Interestingly, the findings were consistent across all the study sites in the UK – where Bradford is the only university taking part – Belgium, Denmark, Spain, Slovakia, Germany and Turkey.
“That was surprising as there are cultural differences. Turkey, for instance, is predominantly a Muslim country where alcohol consumption is lower. But even with this difference the same misconceptions exist.
“This suggests there is a fundamental, psychological thing creating these misconceptions, rather than cultural influences,” says Prof McAlaney.
The first study of its kind in Europe, it involves the use of most major drugs and tobacco. A diverse group of students from different year groups were spoken to.
“We are now asking them again about their current use of drugs and alcohol and then we show them the feedback. We ask what do you do now? Then we ask them what they think their peers do, and then tell them what they actually do.”
In most cases members of a peer group do less than others believe them to be doing. “Their behaviour is much healthier than their peers believed,” says Prof McAlaney.
“The vast majority of Bradford students reported never having used cannabis in their lives, however the misperception was that a typical student at the university did so at least once a month.”
“Students are often demonised as drinking heavily, smoking and using drugs. Our research showed that students were quite markedly overestimating rates of use in their peers, which makes them likely to use themselves.”

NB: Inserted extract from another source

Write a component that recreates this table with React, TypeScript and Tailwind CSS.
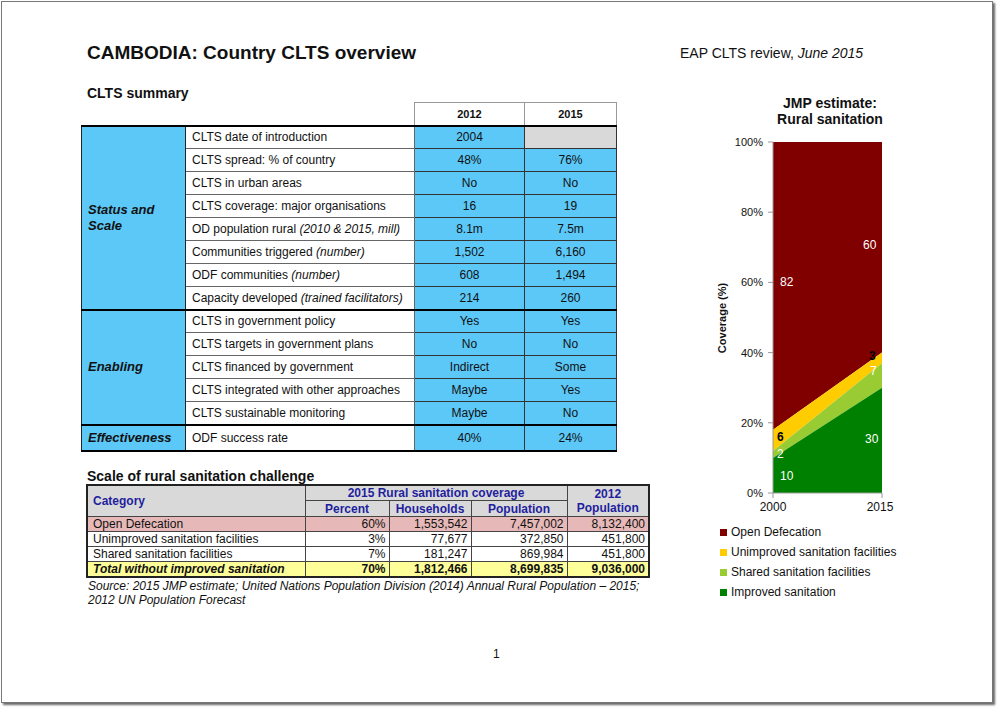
import React from 'react';

type Row = { label: React.ReactNode; y12: string; y15: string | null };
type Group = { name: string; rows: Row[] };

const summary: Group[] = [
  {
    name: 'Status and Scale',
    rows: [
      { label: 'CLTS date of introduction', y12: '2004', y15: null },
      { label: 'CLTS spread: % of country', y12: '48%', y15: '76%' },
      { label: 'CLTS in urban areas', y12: 'No', y15: 'No' },
      { label: 'CLTS coverage: major organisations', y12: '16', y15: '19' },
      {
        label: (
          <>
            OD population rural <i>(2010 &amp; 2015, mill)</i>
          </>
        ),
        y12: '8.1m',
        y15: '7.5m',
      },
      {
        label: (
          <>
            Communities triggered <i>(number)</i>
          </>
        ),
        y12: '1,502',
        y15: '6,160',
      },
      {
        label: (
          <>
            ODF communities <i>(number)</i>
          </>
        ),
        y12: '608',
        y15: '1,494',
      },
      {
        label: (
          <>
            Capacity developed <i>(trained facilitators)</i>
          </>
        ),
        y12: '214',
        y15: '260',
      },
    ],
  },
  {
    name: 'Enabling',
    rows: [
      { label: 'CLTS in government policy', y12: 'Yes', y15: 'Yes' },
      { label: 'CLTS targets in government plans', y12: 'No', y15: 'No' },
      { label: 'CLTS financed by government', y12: 'Indirect', y15: 'Some' },
      { label: 'CLTS integrated with other approaches', y12: 'Maybe', y15: 'Yes' },
      { label: 'CLTS sustainable monitoring', y12: 'Maybe', y15: 'No' },
    ],
  },
  {
    name: 'Effectiveness',
    rows: [{ label: 'ODF success rate', y12: '40%', y15: '24%' }],
  },
];

const challenge = [
  { cat: 'Open Defecation', pct: '60%', hh: '1,553,542', pop: '7,457,002', pop12: '8,132,400', bg: 'bg-[#e6b9b8]', bold: false },
  { cat: 'Unimproved sanitation facilities', pct: '3%', hh: '77,677', pop: '372,850', pop12: '451,800', bg: 'bg-white', bold: false },
  { cat: 'Shared sanitation facilities', pct: '7%', hh: '181,247', pop: '869,984', pop12: '451,800', bg: 'bg-white', bold: false },
  { cat: 'Total without improved sanitation', pct: '70%', hh: '1,812,466', pop: '8,699,835', pop12: '9,036,000', bg: 'bg-[#ffff99]', bold: true },
];

const legend = [
  { name: 'Open Defecation', color: 'bg-[#800000]' },
  { name: 'Unimproved sanitation facilities', color: 'bg-[#ffcc00]' },
  { name: 'Shared sanitation facilities', color: 'bg-[#99cc33]' },
  { name: 'Improved sanitation', color: 'bg-[#008000]' },
];

const SummaryTable = () => (
  <table className="table-fixed border-collapse text-[12px] text-[#111]">
    <colgroup>
      <col className="w-[104px]" />
      <col className="w-[229px]" />
      <col className="w-[110px]" />
      <col className="w-[92px]" />
    </colgroup>
    <thead>
      <tr className="h-[23px]">
        <th />
        <th />
        <th className="border border-[#999] bg-white text-[11px] font-bold">2012</th>
        <th className="border border-[#999] bg-white text-[11px] font-bold">2015</th>
      </tr>
    </thead>
    {summary.map((g) => (
      <tbody key={g.name} className="border-y-2 border-black">
        {g.rows.map((r, i) => (
          <tr key={i} className={g.name === 'Effectiveness' ? 'h-[26px]' : 'h-[23px]'}>
            {i === 0 && (
              <td
                rowSpan={g.rows.length}
                className="border-x border-[#222] bg-[#5cc8f8] pl-[6px] pr-2 align-middle text-[13px] font-bold italic leading-[16px]"
              >
                {g.name}
              </td>
            )}
            <td className="border border-[#666] bg-white pl-[6px] leading-[14px] whitespace-nowrap">{r.label}</td>
            <td className="border border-[#333] bg-[#5cc8f8] text-center">{r.y12}</td>
            <td className={`border border-[#333] text-center ${r.y15 === null ? 'bg-[#d9d9d9]' : 'bg-[#5cc8f8]'}`}>
              {r.y15}
            </td>
          </tr>
        ))}
      </tbody>
    ))}
  </table>
);

const ChallengeTable = () => (
  <table className="table-fixed border-collapse border-2 border-[#222] text-[12px] leading-[14px] text-[#111]">
    <colgroup>
      <col className="w-[218px]" />
      <col className="w-[84px]" />
      <col className="w-[82px]" />
      <col className="w-[96px]" />
      <col className="w-[82px]" />
    </colgroup>
    <thead className="bg-[#d9d9d9] font-bold text-[#1f1f9e]">
      <tr className="h-[16px]">
        <th rowSpan={2} className="border border-[#444] pl-[5px] text-left">
          Category
        </th>
        <th colSpan={3} className="border border-[#444] text-center">
          2015 Rural sanitation coverage
        </th>
        <th rowSpan={2} className="border border-[#444] text-center">
          2012
          <br />
          Population
        </th>
      </tr>
      <tr className="h-[16px]">
        <th className="border border-[#444] text-center">Percent</th>
        <th className="border border-[#444] text-center">Households</th>
        <th className="border border-[#444] text-center">Population</th>
      </tr>
    </thead>
    <tbody>
      {challenge.map((r) => (
        <tr key={r.cat} className={`h-[15px] ${r.bg} ${r.bold ? 'font-bold' : ''}`}>
          <td className={`border border-[#444] pl-[5px] ${r.bold ? 'italic' : ''}`}>{r.cat}</td>
          <td className="border border-[#444] pr-[3px] text-right">{r.pct}</td>
          <td className="border border-[#444] pr-[3px] text-right">{r.hh}</td>
          <td className="border border-[#444] pr-[3px] text-right">{r.pop}</td>
          <td className="border border-[#444] pr-[3px] text-right">{r.pop12}</td>
        </tr>
      ))}
    </tbody>
  </table>
);

const y = (v: number) => 363 - v * 3.51;

const Chart = () => {
  const ticks = [0, 20, 40, 60, 80, 100];
  return (
    <svg width="200" height="385" viewBox="0 0 200 385" className="block font-['Liberation_Sans',Arial,sans-serif]">
      <polygon points={`73,${y(100)} 182,${y(100)} 182,${y(40)} 73,${y(18)}`} fill="#800000" />
      <polygon points={`73,${y(18)} 182,${y(40)} 182,${y(37)} 73,${y(12)}`} fill="#ffcc00" />
      <polygon points={`73,${y(12)} 182,${y(37)} 182,${y(30)} 73,${y(10)}`} fill="#99cc33" />
      <polygon points={`73,${y(10)} 182,${y(30)} 182,363 73,363`} fill="#008000" />
      <line x1="73" y1="12" x2="73" y2="363" stroke="#999" />
      <line x1="73" y1="363" x2="182" y2="363" stroke="#999" />
      {ticks.map((t) => (
        <g key={t}>
          <line x1="68" y1={y(t)} x2="73" y2={y(t)} stroke="#999" />
          <text x="63" y={y(t) + 4} textAnchor="end" fontSize="11" fill="#111">
            {t}%
          </text>
        </g>
      ))}
      <line x1="73" y1="363" x2="73" y2="368" stroke="#999" />
      <line x1="182" y1="363" x2="182" y2="368" stroke="#999" />
      <text x="73" y="381" textAnchor="middle" fontSize="12" fill="#111">2000</text>
      <text x="180" y="381" textAnchor="middle" fontSize="12" fill="#111">2015</text>
      <text x="26" y="188" transform="rotate(-90 26 188)" textAnchor="middle" fontSize="11" fontWeight="bold" fill="#111">
        Coverage (%)
      </text>
      <g fontSize="12" dominantBaseline="middle">
        <text x="80" y="153" fill="#fff">82</text>
        <text x="163" y="116" fill="#fff">60</text>
        <text x="77" y="308" fill="#000" fontWeight="bold">6</text>
        <text x="77" y="325" fill="#fff">2</text>
        <text x="80" y="347" fill="#fff">10</text>
        <text x="165" y="310" fill="#fff">30</text>
        <text x="170" y="242" fill="#fff">7</text>
        <text x="169" y="227" fill="#000" fontWeight="bold">3</text>
      </g>
    </svg>
  );
};

export default function App() {
  return (
    <div className="w-[999px] h-[708px] bg-white p-px font-['Liberation_Sans',Arial,sans-serif] text-[#111]">
      <div className="flex h-[702px] w-[992px] flex-col border border-[#777] bg-white pl-[79px] pt-[40px] shadow-[2px_2px_2px_rgba(0,0,0,0.6)]">
        <div className="flex items-center">
          <h1 className="ml-[6px] w-[593px] text-[19px] font-bold leading-[22px]">CAMBODIA: Country CLTS overview</h1>
          <p className="text-[14px] leading-[16px]">
            EAP CLTS review, <i>June 2015</i>
          </p>
        </div>
        <div className="mt-[21px] flex">
          <div className="flex w-[619px] flex-col">
            <h2 className="ml-[6px] text-[14px] font-bold leading-[16px]">CLTS summary</h2>
            <div className="mt-px">
              <SummaryTable />
            </div>
            <h2 className="ml-[6px] mt-[16px] text-[14px] font-bold leading-[16px]">Scale of rural sanitation challenge</h2>
            <div className="ml-[5px]">
              <ChallengeTable />
            </div>
            <p className="ml-[7px] mt-px text-[12px] italic leading-[14px]">
              Source: 2015 JMP estimate; United Nations Population Division (2014) Annual Rural Population – 2015;
              <br />
              2012 UN Population Forecast
            </p>
          </div>
          <div className="mt-[10px] flex w-[200px] flex-col">
            <h3 className="pl-[60px] text-center text-[14px] font-bold leading-[16px]">
              JMP estimate:
              <br />
              Rural sanitation
            </h3>
            <div className="mt-[3px]">
              <Chart />
            </div>
            <ul className="ml-[20px] mt-[7px] flex flex-col text-[12px] leading-[20px]">
              {legend.map((l) => (
                <li key={l.name} className="flex items-center gap-[4px]">
                  <span className={`h-[7px] w-[7px] ${l.color}`} />
                  {l.name}
                </li>
              ))}
            </ul>
          </div>
        </div>
        <p className="mt-auto mb-[41px] ml-[412px] text-[12px] leading-[14px]">1</p>
      </div>
    </div>
  );
}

Later in the year, the department will look at how the students’ behaviour has altered as a result of the findings. A report will then be produced. “We are feeding the information back to the students so they can access it on a website,” says Prof McAlaney.
The aim is to eventually make the conclusions available to other institutions for them to use. Students not involved in the study are unable to log on to the results at this stage but may be able to in the future.
One of the benefits is that the study is not using negative images to deter students from drug harm, as is the norm. “It is not showing people lying incapacitated on the floor. It focuses on the positive behaviour of the majority not the negative behaviour of the minority,” say Prof McAlaney.
Research by the NHS shows that in recent years there has been a steady decline in the proportion of young people aged between 11 and 15 who drink alcohol. The proportion who had never drunk alcohol rose from 39 per cent in 2003 to 55 per cent in 2010 – the most recent figures available. In 2010, the year-on-year decline was more pronounced than previously.
The prevalence of drug use has also declined. In 2010, 18 per cent of pupils said they had ever used drugs, 12 per cent had taken drugs in the last year and seven per cent in the last month. In 2001 the corresponding proportions were 29 per cent, 20 per cent and 12 per cent.
The study is part of a larger project, SNIPE – Social Norms Intervention for Polydrug Use. Polydrug is the term used to describe the European drug problem, including alcohol and binge-drinking.
“We are very pleased with the success of the study so far,” adds Prof McAlaney.